Não, não vale tudo.
Em democracia é legítima a livre expressão de ideias, que oportunamente permite brainstormings produtivos ao encontro de soluções eficazes.
Qualquer grupo de cidadãos pode escrever uma carta aberta sobre um determinado tema, e fazer uma petição.
Quando o tema é a vacinação contra a Covid em crianças, no auge da pandemia, não vale tudo.
Não vale lançar polémicas despropositadas em alturas críticas para o país.
Não vale semear o medo irracional relativamente às vacinas, fundamentado em hipóteses sem base científica, tentando convencer as pessoas com cenários otimistas (ainda não reais), como o fim da pandemia, desejado por todos nós.
Não vale afirmar que a vacina é ineficaz para a Ómicron - A EMA garante o elevado nível de proteção contra doença grave e hospitalização (principalmente com dose de reforço).
Não vale dizer que uma pessoa simultaneamente infetada e vacinada tem maior risco de miocardite, dano imunitário ou reações fatais – não existem estudos a provar.
Pelo contrário, a CDC recomenda a vacina em infetados, assim que recuperem da doença aguda, e nos assintomáticos, logo que termine o período de isolamento.
Pelo contrário, a miocardite por Sars-Cov 2 é mais frequente e com consequências mais graves que a pós-vacinal, estimando-se 60 x maior, como refere a Dra. Fátima Pinto, no parecer do Programa Nacional para as Doenças Cerebrovasculares da DGS, devidamente fundamentado à luz dos conhecimentos científicos atuais.
Mesmo que «alegadamente» não seja esta a maior prevalência, basta ser mais frequente e grave para justificar a vacina.
Não vale dizer que não existem dados em crianças vacinadas em pleno pico pandémico: nos EU foram vacinadas mais de 8 milhões de crianças.
A vacina é recomendada pela Academia Americana de Pediatria e os dados sobre segurança estão continuamente a ser avaliados pela CDC.
As crianças americanas são cobaias no seu próprio país?
Citando a ACIP (Comité de Praticas de Imunização Americano), as vacinas Covid-19 são salva –vidas. Isto aplica-se em qualquer idade.

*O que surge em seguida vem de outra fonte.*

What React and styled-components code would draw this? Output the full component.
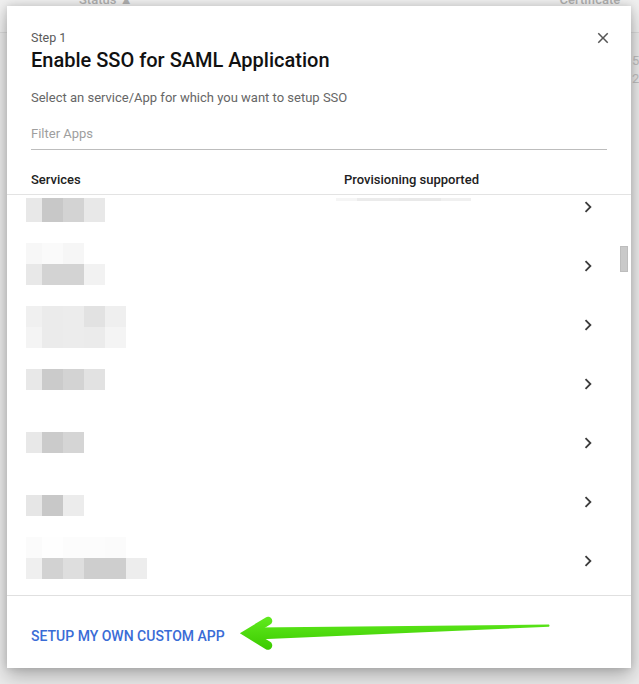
import React, { useLayoutEffect, useRef, useState } from "react";
import styled, { createGlobalStyle } from "styled-components";

const Global = createGlobalStyle`
  html, body { margin: 0; padding: 0; }
  body { font-family: Roboto, "Noto Sans", Arial, sans-serif; }
  * { box-sizing: border-box; }
`;

const Page = styled.div`
  position: relative;
  width: 639px;
  height: 684px;
  overflow: hidden;
  background: #ebebeb;
`;

const BgHeader = styled.div`
  display: flex;
  height: 33px;
  border-bottom: 1px solid #dcdcdc;
  background: #efefef;
  padding-left: 79px;
  color: #aeaeae;
  font-size: 13px;
  font-weight: 500;
`;

const BgHeadCell = styled.div`
  width: ${(p) => p.$w}px;
  line-height: 16px;
  margin-top: -8px;
`;

const BgRows = styled.div`
  display: flex;
  flex-direction: column;
  gap: 2px;
  padding: 20px 0 0 632px;
  color: #c0c0c0;
  font-size: 13px;
  line-height: 16px;
`;

const Dialog = styled.div`
  position: absolute;
  left: 7px;
  top: 6px;
  width: 624px;
  height: 662px;
  background: #fff;
  display: flex;
  flex-direction: column;
  box-shadow: 0 8px 18px rgba(0, 0, 0, 0.26), 0 0 8px rgba(0, 0, 0, 0.14);
`;

const Head = styled.div`
  position: relative;
  padding: 24px 24px 0 24px;
  display: flex;
  flex-direction: column;
`;

const Step = styled.div`
  font-size: 12.5px;
  line-height: 16px;
  color: #5a5a5a;
`;

const Title = styled.h1`
  margin: 0;
  font-size: 20px;
  line-height: 28px;
  font-weight: 500;
  color: #111;
`;

const Sub = styled.p`
  margin: 14px 0 0 0;
  font-size: 13px;
  line-height: 20px;
  color: #666;
`;

const Filter = styled.input`
  margin-top: 15px;
  border: none;
  border-bottom: 1px solid #bdbdbd;
  outline: none;
  padding: 0 0 6px 0;
  font-family: Roboto, Arial, sans-serif;
  font-size: 13px;
  line-height: 20px;
  height: 27px;
  width: 576px;
  color: #333;
  &::placeholder { color: #9e9e9e; }
`;

const CloseBtn = styled.button`
  position: absolute;
  right: 19px;
  top: 23px;
  width: 18px;
  height: 18px;
  padding: 0;
  border: none;
  background: none;
  display: flex;
  color: #555;
`;

const ColHeader = styled.div`
  margin-top: 20px;
  display: grid;
  grid-template-columns: 313px 1fr;
  padding: 0 24px 4px 24px;
  border-bottom: 1px solid #e3e3e3;
  font-size: 13px;
  line-height: 20px;
  font-weight: 500;
  color: #212121;
`;

const ListWrap = styled.div`
  position: relative;
  height: 400px;
`;

const List = styled.div`
  height: 400px;
  overflow-y: scroll;
  padding-right: 11px;
  scrollbar-width: none;
  &::-webkit-scrollbar { display: none; }
`;

const Thumb = styled.div`
  position: absolute;
  right: 3px;
  width: 8px;
  height: 26px;
  background: #c9c9c9;
  border: 1px solid #bdbdbd;
`;

const Row = styled.div`
  display: grid;
  grid-template-columns: 310px 1fr 22px;
  align-items: center;
  height: 59px;
  padding: 0 21px 0 19px;
`;

const Cell = styled.div`
  height: 59px;
  display: flex;
`;

const Chevron = styled.svg`
  width: 22px;
  height: 22px;
  color: #3c3c3c;
`;

const Footer = styled.div`
  position: relative;
  border-top: 1px solid #e0e0e0;
  height: 73px;
  padding: 30px 24px 0 24px;
`;

const CustomLink = styled.a`
  font-size: 14px;
  line-height: 20px;
  font-weight: 500;
  letter-spacing: 0;
  color: #3a6cd6;
  text-transform: uppercase;
  text-decoration: none;
  cursor: pointer;
`;

const ArrowSvg = styled.svg`
  position: absolute;
  left: 0;
  top: -1px;
  pointer-events: none;
`;

const VISIBLE = [
  {
    lines: [{ y: 21, h: 24, cells: ["#e8e8e8", "#c8c8c8", "#d3d3d3", "#e8e8e8"] }],
    prov: true,
  },
  {
    lines: [
      { y: 7, cells: ["#f7f7f7", "#fafafa", "#f6f6f6"] },
      { y: 28, cells: ["#e8e8e8", "#d3d3d3", "#d3d3d3", "#f2f2f2"] },
    ],
  },
  {
    lines: [
      { y: 11, cells: ["#f0f0f0", "#ebebeb", "#ececec", "#e2e2e2", "#efefef"] },
      { y: 32, cells: ["#f4f4f4", "#ebebeb", "#ececec", "#ebebeb", "#f4f4f4"] },
    ],
  },
  { lines: [{ y: 15, cells: ["#e8e8e8", "#cbcbcb", "#d3d3d3", "#e2e2e2"] }] },
  { lines: [{ y: 19, cells: ["#e8e8e8", "#cbcbcb", "#d5d5d5"] }] },
  { lines: [{ y: 23, cells: ["#e6e6e6", "#c8c8c8", "#ececec"] }] },
  {
    lines: [
      { y: 6, cells: ["#fbfbfb", "#fefefe", "#fcfcfc", "#fcfcfc", "#fbfbfb"] },
      { y: 27, cells: ["#efefef", "#d2d2d2", "#dedede", "#cecece", "#cecece", "#ededed"] },
    ],
  },
];

const TOTAL = 104;
const FIRST = 13;
const SCROLL = 785;
const rows = Array.from({ length: TOTAL }, (_, i) => {
  const idx = ((i - FIRST) % 7 + 7) % 7;
  const base = VISIBLE[idx];
  if (i >= FIRST && i < FIRST + 7) return base;
  return { lines: base.lines.map((l) => ({ ...l, y: 16 })).slice(0, 1) };
});

function Mosaic({ lines }) {
  return (
    <svg width="150" height="59" viewBox="0 0 150 59">
      {lines.map((l, li) =>
        l.cells.map((c, ci) => (
          <rect
            key={li + "-" + ci}
            x={ci === 0 ? 0 : 16 + (ci - 1) * 21}
            y={l.y}
            width={ci === 0 ? 16 : 21}
            height={l.h || 21}
            fill={c}
          />
        ))
      )}
    </svg>
  );
}

function ProvBand() {
  const cells = [
    [0, 21, "#f5f5f5"],
    [21, 42, "#ebebeb"],
    [63, 42, "#e9e9e9"],
    [105, 30, "#f0f0f0"],
  ];
  return (
    <svg width="140" height="59" viewBox="0 0 140 59">
      {cells.map(([x, w, c]) => (
        <rect key={x} x={x} y={21} width={w} height={3} fill={c} />
      ))}
    </svg>
  );
}

function ChevronIcon() {
  return (
    <Chevron viewBox="0 0 24 24">
      <path fill="currentColor" d="M10 6L8.59 7.41 13.17 12l-4.58 4.59L10 18l6-6z" />
    </Chevron>
  );
}

export default function App() {
  const listRef = useRef(null);
  const [thumbTop, setThumbTop] = useState(50);

  const update = () => {
    const el = listRef.current;
    if (!el) return;
    const max = el.scrollHeight - el.clientHeight;
    const t = max > 0 ? (el.scrollTop / max) * (el.clientHeight - 26) : 0;
    setThumbTop(t);
  };

  useLayoutEffect(() => {
    if (listRef.current) listRef.current.scrollTop = SCROLL;
    update();
  }, []);

  return (
    <Page>
      <Global />
      <BgHeader>
        <BgHeadCell $w={484}>Status ▲</BgHeadCell>
        <BgHeadCell $w={80}>Certificate</BgHeadCell>
      </BgHeader>
      <BgRows>
        <span>5</span>
        <span>2</span>
      </BgRows>

      <Dialog>
        <Head>
          <Step>Step 1</Step>
          <Title>Enable SSO for SAML Application</Title>
          <Sub>Select an service/App for which you want to setup SSO</Sub>
          <Filter placeholder="Filter Apps" />
          <CloseBtn aria-label="Close">
            <svg width="18" height="18" viewBox="0 0 24 24">
              <path
                fill="currentColor"
                d="M19 6.41L17.59 5 12 10.59 6.41 5 5 6.41 10.59 12 5 17.59 6.41 19 12 13.41 17.59 19 19 17.59 13.41 12z"
              />
            </svg>
          </CloseBtn>
        </Head>
        <ColHeader>
          <span>Services</span>
          <span>Provisioning supported</span>
        </ColHeader>
        <ListWrap>
          <List ref={listRef} onScroll={update}>
            {rows.map((r, i) => (
              <Row key={i}>
                <Cell>
                  <Mosaic lines={r.lines} />
                </Cell>
                <Cell>{r.prov ? <ProvBand /> : null}</Cell>
                <ChevronIcon />
              </Row>
            ))}
          </List>
          <Thumb style={{ top: thumbTop }} />
        </ListWrap>
        <Footer>
          <CustomLink>Setup my own custom app</CustomLink>
          <ArrowSvg width="624" height="73" viewBox="7 595 624 73">
            <defs>
              <linearGradient id="g" x1="0" y1="619" x2="0" y2="649" gradientUnits="userSpaceOnUse">
                <stop offset="0" stopColor="#5ee81c" />
                <stop offset="1" stopColor="#3ccb00" />
              </linearGradient>
            </defs>
            <path d="M256 627.5 L549 624.6 L549.6 625.7 L549 626.8 L256 639.5 Z" fill="url(#g)" />
            <polyline
              points="268,621 248,633.3 268,645.5"
              fill="none"
              stroke="url(#g)"
              strokeWidth="8.5"
              strokeLinecap="round"
              strokeLinejoin="miter"
            />
          </ArrowSvg>
        </Footer>
      </Dialog>
    </Page>
  );
}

Em Portugal, existem atualmente internamentos pediátricos por infeção Covid grave, como pneumonias e MIS-C, ocorrendo também em crianças com idade elegível e não vacinadas: isto não se pode desvalorizar.
Não vale tudo.
Vale sim continuar a tentar prevenir qualquer possibilidade de doença grave ou mortalidade provocada pelo vírus em qualquer idade, e por isso também em crianças.
Na Medicina e particularmente em Pediatria os cuidados preventivos sempre foram considerados a melhor prática médica.
Vale sim explicar bem que o inimigo é o vírus, não a vacina.
Parar o processo de vacinação para analisar todos os estudos que estão a decorrer a nível mundial durante um período de tempo, para ter mais consistência de dados, parece muito arriscado, exatamente pela atual situação pandémica no país.
Insinuar o contrário, alegando riscos não provados como argumento, quando a vacina é a única arma disponível pode ser irresponsável.
Quem assim pensa, desvaloriza não só as consequências potenciais de gravidade como as de morbilidade a curto e longo prazo.
Serão «alegados negacionistas» de MIS-C e de Covid Longo, pois para ambas as situações clínicas existem artigos científicos disponíveis sobre a eficácia da vacinação.
Está provada a redução significativa de MIS-C em adolescentes vacinados e existem até estudos que provam a melhoria de sintomas de Covid Longo com a vacina.
Vale sim tranquilizar os pais que vão vacinar os seus filhos, com a informação de que é segura e eficaz contra doença grave, dada unanimemente pelas Sociedades de Pediatria a nível internacional.
Vale sim transmitir que o Bastonário da Ordem dos Médicos reiterou hoje o seu apoio à decisão da DGS em vacinar este grupo etário.
Não há certezas absolutas na vida, e muito menos em «ciência Covid».
É difícil ser racional nos dias que correm.
Mas acenar com o fim à vista da pandemia, hoje, ainda é futurologia.